Page:Le Centaure, I, 1896.djvu/34

La bibliothèque libre.
Le texte de cette page a été corrigé et est conforme au fac-similé.
II


Voici mon cœur saignant comme un oiseau blessé
Dont les passants bourrus auraient coupé les ailes ;
Le veux-tu dans tes mains pour qu’aux clartés nouvelles
Il redevienne jeune et libre du passé ?

La splendeur du soleil sur les épis dorés,
Vit dans tes cheveux blonds au vent en éclairs d’or...
Ai-je tort de t’aimer ? Peux tu m’aimer encor ?
Je ne suis qu’un tombeau plein de débris brisés.

Les palais d’autrefois que, songeur patient,
Je bâtissais afin d’y cloîtrer mes ennuis,
Pour être merveilleux n’ont été que maudits :
La ruine elle-même est cendre maintenant.
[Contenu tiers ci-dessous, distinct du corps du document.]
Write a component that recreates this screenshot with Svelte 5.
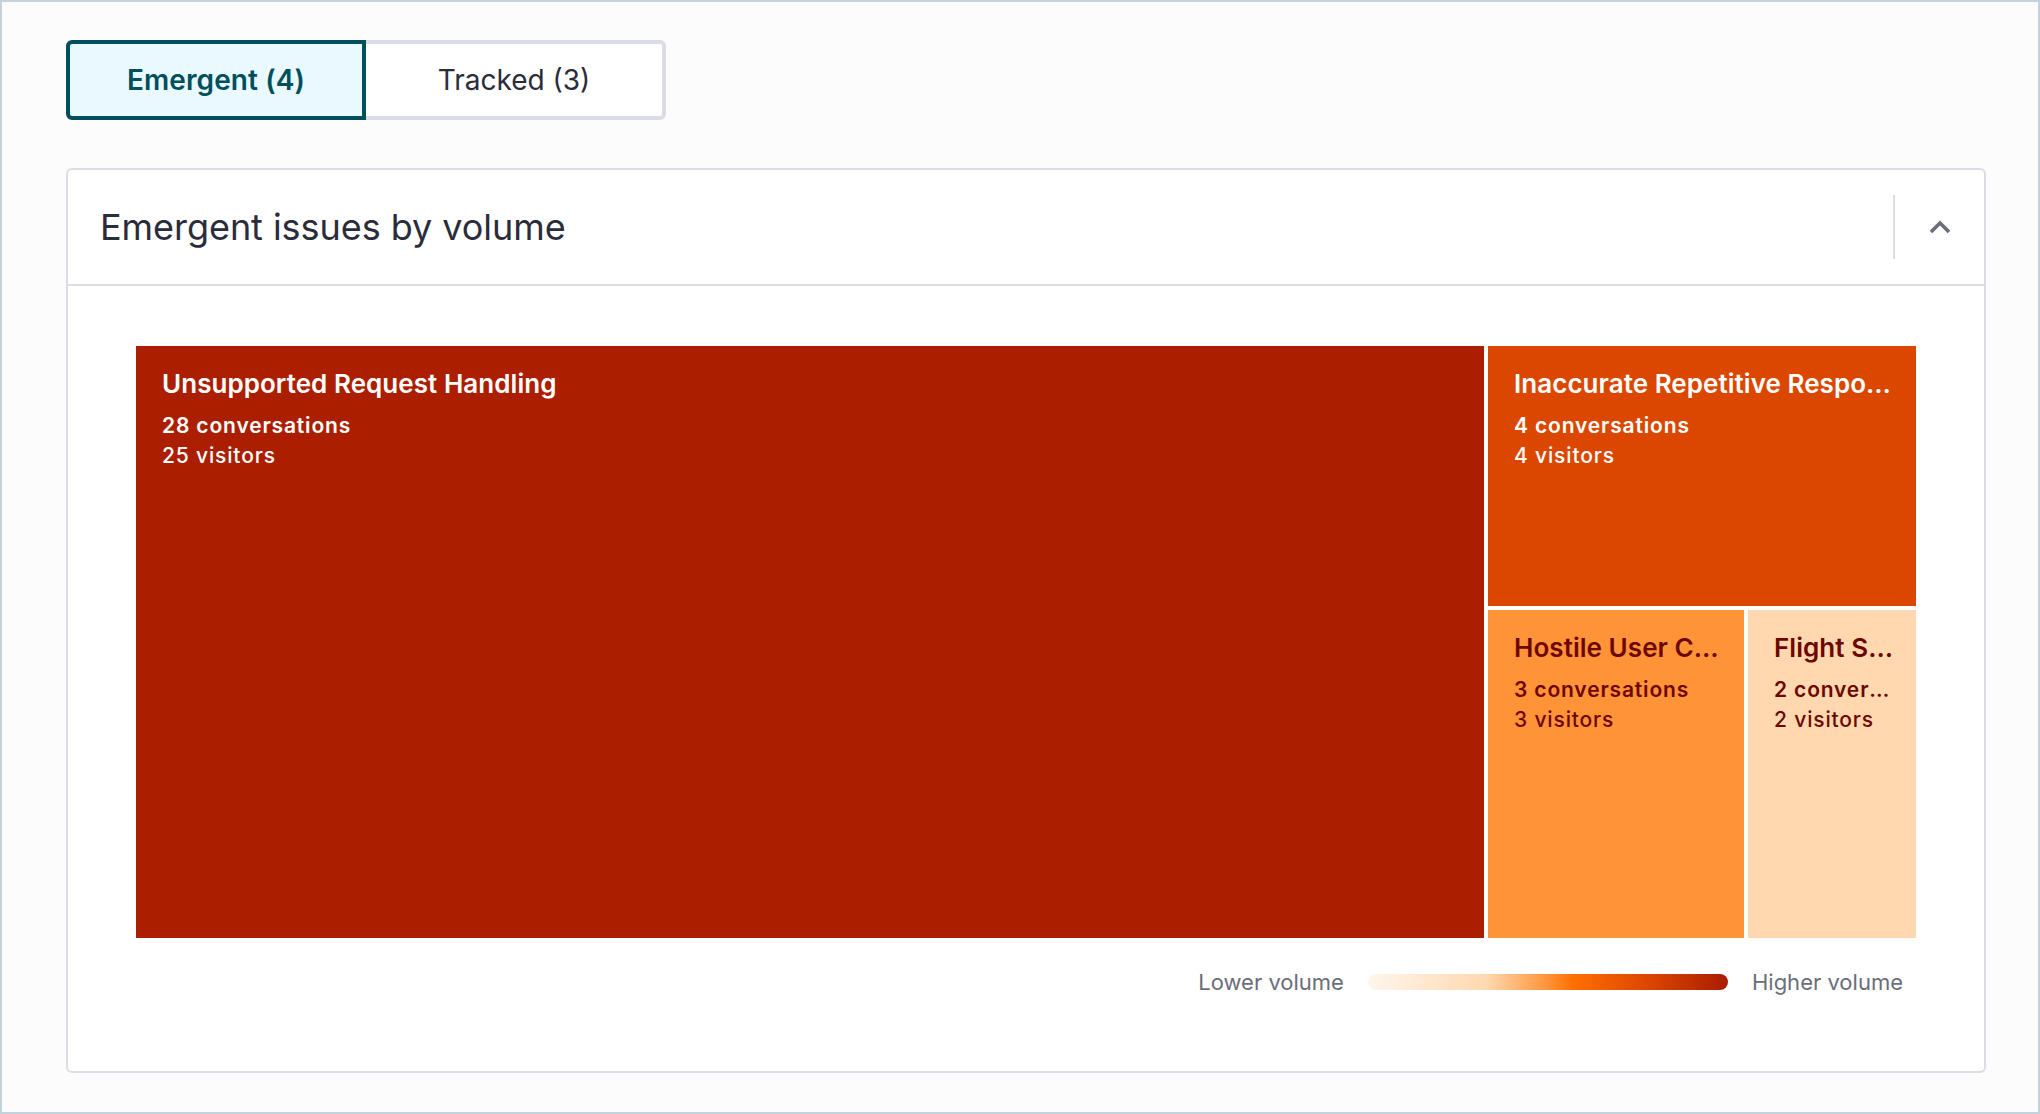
<script>
	const legend = { low: 'Lower volume', high: 'Higher volume' }
	let active = 'emergent'
</script>

<div class="page">
	<div class="tabs">
		<button class="tab" class:active={active === 'emergent'} onclick={() => (active = 'emergent')}>Emergent (4)</button>
		<button class="tab" class:active={active === 'tracked'} onclick={() => (active = 'tracked')}>Tracked (3)</button>
	</div>

	<section class="card">
		<header>
			<h2>Emergent issues by volume</h2>
			<div class="toggle">
				<svg width="24" height="16" viewBox="0 0 24 16" fill="none">
					<path d="M3 13 L12 4 L21 13" stroke="#6b6d78" stroke-width="3.6" />
				</svg>
			</div>
		</header>

		<div class="body">
			<div class="treemap">
				<div class="tile big">
					<div class="name">Unsupported Request Handling</div>
					<div class="count">28 conversations</div>
					<div class="sub">25 visitors</div>
				</div>
				<div class="side">
					<div class="tile mid">
						<div class="name">Inaccurate Repetitive Responses</div>
						<div class="count">4 conversations</div>
						<div class="sub">4 visitors</div>
					</div>
					<div class="lower">
						<div class="tile warm">
							<div class="name">Hostile User Content</div>
							<div class="count">3 conversations</div>
							<div class="sub">3 visitors</div>
						</div>
						<div class="tile pale">
							<div class="name">Flight Status Issues</div>
							<div class="count">2 conversations</div>
							<div class="sub">2 visitors</div>
						</div>
					</div>
				</div>
			</div>

			<div class="legend">
				<span>{legend.low}</span>
				<div class="bar"></div>
				<span>{legend.high}</span>
			</div>
		</div>
	</section>
</div>

<style>
	:global(body) {
		font-family: Inter, "Liberation Sans", sans-serif;
	}

	.page {
		box-sizing: border-box;
		height: 1114px;
		padding: 38px 52px 0 64px;
		background: #fcfcfd;
		border: 2px solid #c3d3de;
	}

	.tabs {
		display: flex;
		width: 600px;
		height: 80px;
	}

	.tab {
		box-sizing: border-box;
		height: 80px;
		padding: 0;
		font: 400 28px/1 Inter, sans-serif;
		color: #2b2c3a;
		background: #fff;
		border: 4px solid #dcdce6;
		border-left: 0;
		border-radius: 0 6px 6px 0;
		flex: 0 0 300px;
	}

	.tab.active {
		font-weight: 600;
		letter-spacing: 0.1px;
		color: #004f5d;
		background: #e9f9ff;
		border: 4px solid #004f5d;
		border-radius: 6px 0 0 6px;
	}

	.card {
		box-sizing: border-box;
		width: 1920px;
		height: 905px;
		margin-top: 48px;
		background: #fff;
		border: 2px solid #dcdce6;
		border-radius: 6px;
	}

	header {
		display: flex;
		align-items: center;
		justify-content: space-between;
		box-sizing: border-box;
		height: 116px;
		padding-left: 32px;
		border-bottom: 2px solid #dcdce6;
	}

	h2 {
		margin: 0 0 1px;
		font-size: 36px;
		font-weight: 400;
		letter-spacing: -0.05px;
		color: #2b2c3a;
	}

	.toggle {
		display: flex;
		align-items: center;
		justify-content: center;
		box-sizing: border-box;
		width: 91px;
		height: 64px;
		border-left: 2px solid #dcdce6;
	}

	.body {
		padding: 60px 68px 0;
	}

	.treemap {
		display: flex;
		gap: 4px;
		height: 592px;
	}

	.side {
		display: flex;
		flex-direction: column;
		gap: 4px;
		flex: 0 0 428px;
		min-width: 0;
	}

	.lower {
		display: flex;
		gap: 4px;
		flex: 0 0 328px;
		min-width: 0;
	}

	.tile {
		box-sizing: border-box;
		min-width: 0;
		padding: 20px 22px 20px 26px;
		color: #fff;
	}

	.big {
		flex: 0 0 1348px;
		background: #ab1f00;
	}

	.mid {
		flex: 0 0 260px;
		background: #dc4700;
	}

	.warm {
		flex: 0 0 256px;
		color: #6e0600;
		background: #ff9338;
	}

	.pale {
		flex: 0 0 168px;
		color: #6e0600;
		background: #ffd8b0;
	}

	.name,
	.count,
	.sub {
		overflow: hidden;
		white-space: nowrap;
		text-overflow: ellipsis;
	}

	.name {
		font-size: 26px;
		font-weight: 600;
		line-height: 36px;
		letter-spacing: 0.05px;
	}

	.count,
	.sub {
		font-size: 21px;
		line-height: 30px;
		letter-spacing: 0.84px;
	}

	.count {
		margin-top: 9px;
		font-weight: 600;
	}

	.sub {
		font-weight: 500;
	}

	.legend {
		display: flex;
		align-items: center;
		justify-content: flex-end;
		gap: 24px;
		margin-top: 29px;
		padding-right: 13px;
		font-size: 22px;
		line-height: 30px;
		color: #6b6d78;
	}

	.bar {
		width: 360px;
		height: 16px;
		border-radius: 8px;
		background: linear-gradient(90deg, #fff6ec 0%, #ffd8b0 33%, #ff9338 50%, #ff6f00 57%, #dc4600 78%, #a81c00 100%);
	}
</style>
Ceux que dessine au loin par des contours de brume
Mon esprit inquiet d’un avenir plus beau
Sont trop vagues, voilés par le prochain tombeau
Dont l’ombre éteint là-bas tout soleil qui s’allume.

Seul donc et fatigué d’être si seul encor,
Morne de n’avoir vu l’amour qu’en mascarade
Je mène à toi mon vœu comme on mène en la rade
Le vaisseau balloté qui cherche un nouveau port.

Je ne sais si tu dois répondre à ma détresse,
Mais le gouffre est trop noir qui dans mon cœur se creuse,
Et je ne veux savoir que ta beauté rêveuse
Pour rêver auprès d’elle un rêve de tendresse.